At its core, incrementality measures the causal lift in sales generated by your advertising, stripped of factors like organic demand, seasonality, or baseline performance. As of 2024, a striking 71% of advertisers rank incrementality as the top KPI for retail media investments. Traditional attribution models tend to overestimate the contribution of lower-funnel channels, such as branded search, by 100–400%, while undervaluing upper-funnel prospecting efforts by 30–60%. Without incrementality testing, you risk misinterpreting where your budget is actually delivering value.

The gold standard for measuring incrementality is through holdout experiments. For example, in a geo-based holdout test, you divide markets into matched pairs, running ads in test regions while withholding them in control regions. By comparing sales differences, you can evaluate the true impact of your campaigns, including cross-channel halo effects, without requiring retailer collaboration. For even more granular insights, ghost bidding allows you to create matched user cohorts - one group sees the ads while the other doesn’t - without wasting budget or contaminating your control group. The calculation is simple: (Test Group Sales − Control Group Sales) / Control Group Sales.

The results can be eye-opening. For instance, in 2024, Mondelez used Walmart Connect’s Search Incrementality feature to fine-tune ad frequency and rotate seasonal creative assets. The result? A 53% year-over-year increase in conversions and a 29% boost in incremental ROI. Another example: a beauty brand running campaigns across Amazon, Ulta, and Sephora in 2025 used geo-based holdout testing. The findings? An iROAS of 2.8x for Amazon, 1.2x for Ulta, and just 0.7x for Sephora. By reallocating 30% of the Sephora budget to Amazon, they achieved a 22% increase in total incremental sales.

"Incrementality testing is the only methodology that proves your marketing actually causes conversions, rather than just correlating with them. Attribution tells you who touched the ball; incrementality tells you who actually scored." - Rahul Verma, Senior Product Manager, AdsMAA

If full-scale experimentation isn’t an option, you can use New-to-Brand (NTB) sales, market share lift, and conversion rates by touchpoint as directional indicators. Once you gather your test results, apply calibration multipliers - dividing incremental sales by attributed sales - to adjust your daily reporting. This ensures your metrics reflect the true impact of your campaigns, not just the numbers reported by platforms. It’s a shift from focusing on what happened to understanding why it happened - and whether your investment made it happen.

Calculating True Profitability Beyond ROAS

Understanding the real profitability of your campaigns goes beyond just looking at ROAS. While ROAS measures how efficiently you're spending, it doesn't account for the full picture, such as costs and actual profit margins. To make smarter budget decisions, you need to dig deeper into the numbers.

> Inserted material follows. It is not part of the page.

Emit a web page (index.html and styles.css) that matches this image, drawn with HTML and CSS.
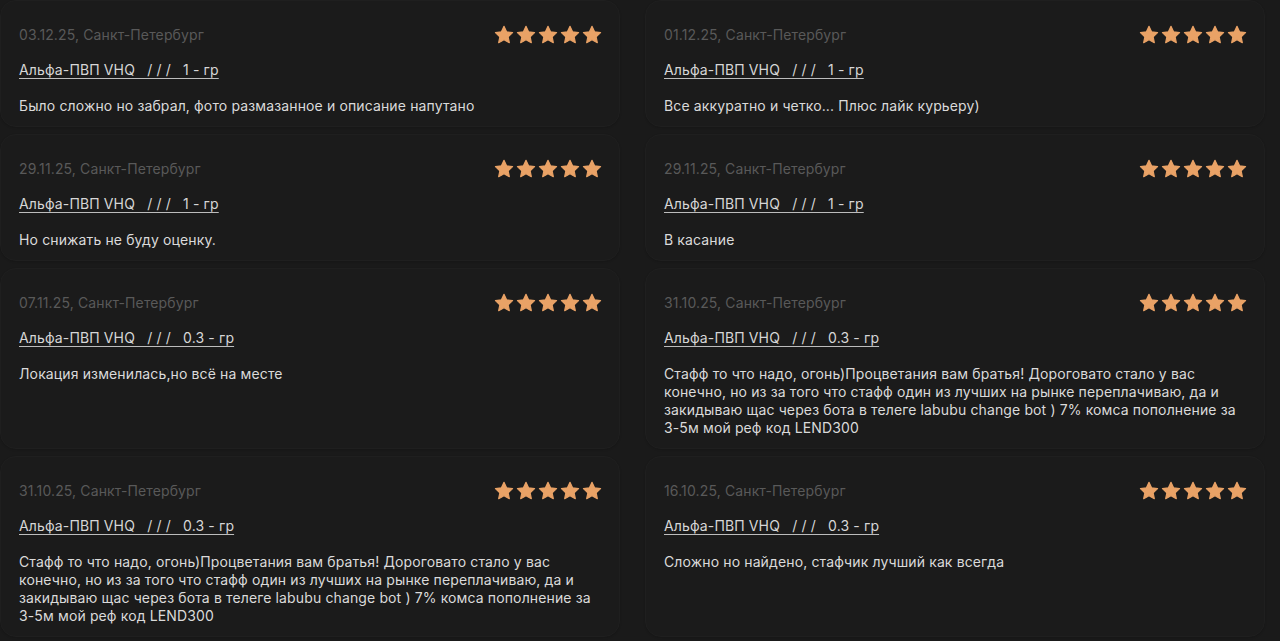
FILE: index.html
```html
<!DOCTYPE html>
<html lang="ru">
<head>
<meta charset="utf-8">
<link rel="stylesheet" href="styles.css">
<title>Отзывы</title>
</head>
<body>
<svg width="0" height="0" class="defs" aria-hidden="true">
  <defs>
    <symbol id="star" viewBox="0 0 24 24">
      <path d="M12 1.6l3.1 6.6 7.2.9-5.3 5 1.4 7.1L12 17.7l-6.4 3.5 1.4-7.1-5.3-5 7.2-.9z" fill="currentColor" stroke="currentColor" stroke-width="1.4" stroke-linejoin="round"/>
    </symbol>
  </defs>
</svg>
<main class="reviews">
  <article class="card">
    <div class="head"><span class="meta">03.12.25, Санкт-Петербург</span><span class="stars"><svg><use href="#star"/></svg><svg><use href="#star"/></svg><svg><use href="#star"/></svg><svg><use href="#star"/></svg><svg><use href="#star"/></svg></span></div>
    <a class="product" href="#">Альфа-ПВП VHQ   / / /   1 - гр</a>
    <p class="text">Было сложно но забрал, фото размазанное и описание напутано</p>
  </article>
  <article class="card">
    <div class="head"><span class="meta">01.12.25, Санкт-Петербург</span><span class="stars"><svg><use href="#star"/></svg><svg><use href="#star"/></svg><svg><use href="#star"/></svg><svg><use href="#star"/></svg><svg><use href="#star"/></svg></span></div>
    <a class="product" href="#">Альфа-ПВП VHQ   / / /   1 - гр</a>
    <p class="text">Все аккуратно и четко... Плюс лайк курьеру)</p>
  </article>
  <article class="card">
    <div class="head"><span class="meta">29.11.25, Санкт-Петербург</span><span class="stars"><svg><use href="#star"/></svg><svg><use href="#star"/></svg><svg><use href="#star"/></svg><svg><use href="#star"/></svg><svg><use href="#star"/></svg></span></div>
    <a class="product" href="#">Альфа-ПВП VHQ   / / /   1 - гр</a>
    <p class="text">Но снижать не буду оценку.</p>
  </article>
  <article class="card">
    <div class="head"><span class="meta">29.11.25, Санкт-Петербург</span><span class="stars"><svg><use href="#star"/></svg><svg><use href="#star"/></svg><svg><use href="#star"/></svg><svg><use href="#star"/></svg><svg><use href="#star"/></svg></span></div>
    <a class="product" href="#">Альфа-ПВП VHQ   / / /   1 - гр</a>
    <p class="text">В касание</p>
  </article>
  <article class="card">
    <div class="head"><span class="meta">07.11.25, Санкт-Петербург</span><span class="stars"><svg><use href="#star"/></svg><svg><use href="#star"/></svg><svg><use href="#star"/></svg><svg><use href="#star"/></svg><svg><use href="#star"/></svg></span></div>
    <a class="product" href="#">Альфа-ПВП VHQ   / / /   0.3 - гр</a>
    <p class="text">Локация изменилась,но всё на месте</p>
  </article>
  <article class="card">
    <div class="head"><span class="meta">31.10.25, Санкт-Петербург</span><span class="stars"><svg><use href="#star"/></svg><svg><use href="#star"/></svg><svg><use href="#star"/></svg><svg><use href="#star"/></svg><svg><use href="#star"/></svg></span></div>
    <a class="product" href="#">Альфа-ПВП VHQ   / / /   0.3 - гр</a>
    <p class="text">Стафф то что надо, огонь)Процветания вам братья! Дороговато стало у вас конечно, но из за того что стафф один из лучших на рынке переплачиваю, да и закидываю щас через бота в телеге labubu change bot ) 7% комса пополнение за 3-5м мой реф код LEND300</p>
  </article>
  <article class="card">
    <div class="head"><span class="meta">31.10.25, Санкт-Петербург</span><span class="stars"><svg><use href="#star"/></svg><svg><use href="#star"/></svg><svg><use href="#star"/></svg><svg><use href="#star"/></svg><svg><use href="#star"/></svg></span></div>
    <a class="product" href="#">Альфа-ПВП VHQ   / / /   0.3 - гр</a>
    <p class="text">Стафф то что надо, огонь)Процветания вам братья! Дороговато стало у вас конечно, но из за того что стафф один из лучших на рынке переплачиваю, да и закидываю щас через бота в телеге labubu change bot ) 7% комса пополнение за 3-5м мой реф код LEND300</p>
  </article>
  <article class="card">
    <div class="head"><span class="meta">16.10.25, Санкт-Петербург</span><span class="stars"><svg><use href="#star"/></svg><svg><use href="#star"/></svg><svg><use href="#star"/></svg><svg><use href="#star"/></svg><svg><use href="#star"/></svg></span></div>
    <a class="product" href="#">Альфа-ПВП VHQ   / / /   0.3 - гр</a>
    <p class="text">Сложно но найдено, стафчик лучший как всегда</p>
  </article>
</main>
</body>
</html>
```
FILE: styles.css
```css
html, body {
  margin: 0;
  padding: 0;
  background: #1a1a1a;
  height: 641px;
  overflow: hidden;
}

body {
  font-family: Inter, "Noto Sans", "DejaVu Sans", sans-serif;
  font-size: 14px;
  line-height: 18px;
  letter-spacing: 0.13px;
  color: #d9d9d9;
}

.defs {
  position: absolute;
  width: 0;
  height: 0;
}

.reviews {
  display: grid;
  grid-template-columns: 620px 620px;
  column-gap: 25px;
  row-gap: 7px;
}

.card {
  background: #1b1b1b;
  border: 1px solid #1f1f1f;
  border-radius: 16px;
  padding: 25px 17px 11px 18px;
  display: flex;
  flex-direction: column;
  align-items: flex-start;
  box-shadow: 0 1px 2px rgba(0, 0, 0, 0.15);
}

.head {
  align-self: stretch;
  display: flex;
  justify-content: space-between;
  align-items: center;
  height: 18px;
}

.meta {
  color: #595959;
}

.stars {
  display: flex;
  gap: 2px;
  color: #e9a266;
  letter-spacing: 0;
}

.stars svg {
  width: 20px;
  height: 20px;
}

.product {
  margin-top: 17px;
  color: #d6d6d6;
  text-decoration: underline;
  text-decoration-color: #bdbdbd;
  text-underline-offset: 3px;
  text-decoration-thickness: 1px;
  white-space: pre;
}

.text {
  margin: 18px 0 0;
  color: #dadada;
  max-width: 584px;
}
```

A better approach involves factoring in key unit economics like Cost of Goods Sold (COGS), fulfillment fees, pick-and-pack costs, return rates, and retailer-specific fees. For example, a campaign showing a 4x ROAS might still lose money if the product has thin profit margins or high return rates. The formula for true profitability looks like this:
(Revenue − COGS − Fulfillment − Returns − Ad Spend) on a per-unit basis.

This method builds on the idea of incremental impact by incorporating both cost structures and cross-channel effects. It highlights the importance of a more complete measurement framework to truly understand campaign performance.

The Role of Indirect Costs

Indirect expenses - often overlooked - also play a big role in profitability. These include costs like SEO optimization, managing customer reviews, and creating content tailored for specific retailers. These expenses don’t usually show up in platform dashboards but directly affect whether a campaign is worth running. Ignoring these costs can lead to distorted profitability assessments. In fact, research indicates that 20% to 40% of retail media spend is non-incremental, meaning a good chunk of what looks profitable might not be driving actual business value.

The Hidden Benefits of Cross-Channel Impacts

Sometimes, true profitability can be higher than what ROAS suggests. For instance, an Amazon ad might inspire a customer to make a purchase in a physical store - a benefit that won’t show up in the platform’s metrics. Overlooking these cross-channel effects can lead to undervaluing campaigns that contribute to offline sales.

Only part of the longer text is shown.